The scientists at Rosatom say they have developed a laboratory prototype of a plasma electric rocket engine based on a magnetic plasma accelerator, which exhibits improved thrust performance (at least 6 Newtons) and specific impulse (at least 100 kilometers per second).

The project is a part of a comprehensive program aimed at advancing nuclear science, engineering, and technology in Russia, which in 2025 emerged as a part of the new national initiative for technological leadership “New Nuclear and Energy Technologies”.

The average power of such an engine operating in a pulsed-periodic mode can reach 300 kilowatts. These engines enable spacecraft to accelerate in space to velocities that are beyond the capability of chemical engines and make fuel consumption more efficient by reducing the need for fuel by ten times, Rosatom said.

At present, a one-way travel to Mars onboard spacecraft with conventional engines can take almost a year, which poses a significant risk to astronauts considering cosmic radiation exposure. However, plasma engines could reduce the duration of flights to just 30 to 60 days, making possible return missions to Mars. The creation of a prototype is a crucial milestone of the project as it shows whether the engine is suitable for future nuclear tugs in space and whether it is possible to reduce the cost of their production.
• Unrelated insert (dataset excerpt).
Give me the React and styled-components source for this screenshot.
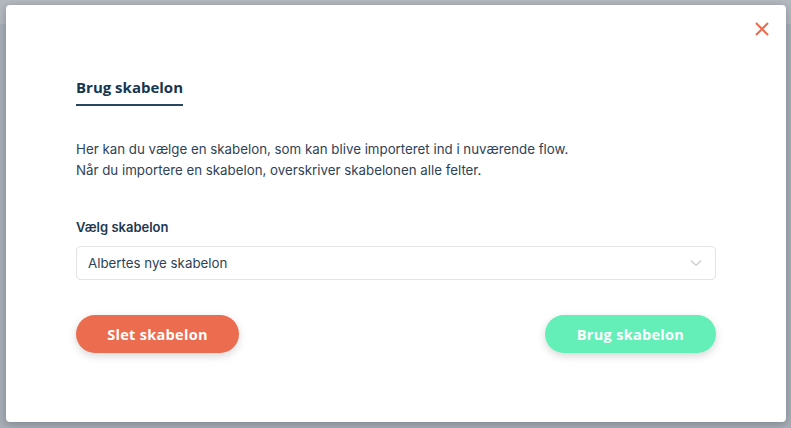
import React from 'react'
import styled, { createGlobalStyle } from 'styled-components'

const GlobalStyle = createGlobalStyle`
  html, body {
    margin: 0;
    padding: 0;
  }
  body {
    width: 791px;
    height: 428px;
    overflow: hidden;
    font-family: Inter, "Noto Sans", sans-serif;
  }
`

const Backdrop = styled.div`
  width: 791px;
  height: 428px;
  box-sizing: border-box;
  padding: 5px 5px 6px 6px;
  background: linear-gradient(to bottom, #b4b9bf 0, #b4b9bf 24px, #a8aeb6 24px);
`

const Modal = styled.div`
  position: relative;
  height: 100%;
  box-sizing: border-box;
  background: #fff;
  border-radius: 4px;
  box-shadow: 0 2px 8px rgba(40, 50, 60, 0.35);
  padding: 72px 70px 0 70px;
`

const Close = styled.button`
  position: absolute;
  top: 12px;
  right: 12px;
  width: 24px;
  height: 24px;
  padding: 0;
  border: 0;
  background: none;
  cursor: pointer;
  display: flex;
  align-items: center;
  justify-content: center;
`

const Tabs = styled.div`
  display: flex;
`

const Tab = styled.div`
  font-family: "Open Sans", sans-serif;
  font-weight: 700;
  font-size: 15px;
  color: #173650;
  padding-bottom: 7px;
  border-bottom: 2px solid #27465f;
  line-height: 20px;
`

const Intro = styled.p`
  margin: 33px 0 0;
  font-size: 13.3px;
  line-height: 21px;
  color: #2f4256;
`

const Field = styled.div`
  margin-top: 38px;
  display: flex;
  flex-direction: column;
  gap: 11px;
`

const Label = styled.label`
  font-size: 13px;
  font-weight: 600;
  color: #1d3850;
  line-height: 16px;
`

const Select = styled.div`
  height: 34px;
  box-sizing: border-box;
  border: 1px solid #e2e4e7;
  border-radius: 4px;
  padding: 0 13px 0 11px;
  display: flex;
  align-items: center;
  justify-content: space-between;
  font-size: 13.3px;
  color: #2f4256;
`

const Actions = styled.div`
  margin-top: 35px;
  display: flex;
  justify-content: space-between;
`

const Button = styled.button`
  height: 38px;
  width: ${p => p.$width}px;
  border: 0;
  border-radius: 19px;
  background: ${p => p.$bg};
  color: #fff;
  font-family: "Open Sans", sans-serif;
  font-weight: 700;
  font-size: 14.5px;
  letter-spacing: 0.3px;
  box-shadow: 0 3px 8px rgba(0, 0, 0, 0.16);
  cursor: pointer;
`

const Chevron = () => (
  <svg width="12" height="8" viewBox="0 0 12 8" fill="none">
    <path d="M1 1.5l5 5 5-5" stroke="#c9ccd0" strokeWidth="1.2" />
  </svg>
)

export default function App() {
  return (
    <>
      <GlobalStyle />
      <Backdrop>
        <Modal>
          <Close aria-label="Luk">
            <svg width="14" height="14" viewBox="0 0 14 14">
              <path d="M1 1l12 12M13 1L1 13" stroke="#ec6c4f" strokeWidth="2" />
            </svg>
          </Close>
          <Tabs>
            <Tab>Brug skabelon</Tab>
          </Tabs>
          <Intro>
            Her kan du vælge en skabelon, som kan blive importeret ind i nuværende flow.
            <br />
            Når du importere en skabelon, overskriver skabelonen alle felter.
          </Intro>
          <Field>
            <Label>Vælg skabelon</Label>
            <Select>
              <span>Albertes nye skabelon</span>
              <Chevron />
            </Select>
          </Field>
          <Actions>
            <Button $bg="#ec6c4f" $width={163}>Slet skabelon</Button>
            <Button $bg="#64efb9" $width={171}>Brug skabelon</Button>
          </Actions>
        </Modal>
      </Backdrop>
    </>
  )
}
—Alexey Voronov, First Deputy Director General for Science at Rosatom's Research Institute in Troitsk

As a comparison, SpaceX has stated that it aims for trips to Mars to take between 2 to 4 months one way (60 to 120 days). Current spacecraft using conventional chemical propulsion, such as NASA’s Perseverance rover, take about 7 months (210 days) to reach Mars, depending on planetary alignment and trajectory.

SpaceX intends to use advanced methane-oxygen Raptor engines in the Starship, orbital refueling, and optimized high-thrust trajectories to shorten the journey. Elon Musk has also suggested that with further refinements, the trip could eventually be as short as 1 month, though the 2-to-4-month range is the most consistently cited target for near-term missions.

A large-scale experimental facility is being constructed at Rosatom’s Troitsk site to test the plasma rocket engine prototype and other similar technologies. The diameter of the main equipment of the facility, the vacuum chamber, is 4 meters, and its length is 14 meters. The chamber is planned to be equipped with unique systems for high-efficiency vacuum pumping and heat removal. These systems make it possible to create space-like conditions.

A plasma electric rocket engine based on a magnetic plasma accelerator (MPA) uses magnetic and electric fields to accelerate plasma—ionized propellant gas (such as xenon, argon, or hydrogen) composed of charged particles such as ions and electrons to generate thrust.

The MPA uses a combination of magnetic and electric fields to manipulate and accelerate the plasma. Generated by coils or permanent magnets, the magnetic field confines and directs the plasma. Applied across electrodes or induced by the system, the electric field accelerates the charged particles. In some designs, this is done via the Lorentz force, where the interaction of electric current and magnetic field drives the plasma.

Variants of these engines such as the Magnetoplasmadynamic (MPD) have been tested in labs and prototypes (e.g., NASA’s X3 thruster, a related concept). The VASIMR (Variable Specific Impulse Magnetoplasma Rocket), developed by Ad Astra Rocket is another example, using RF heating and magnetic confinement to achieve variable thrust and efficiency.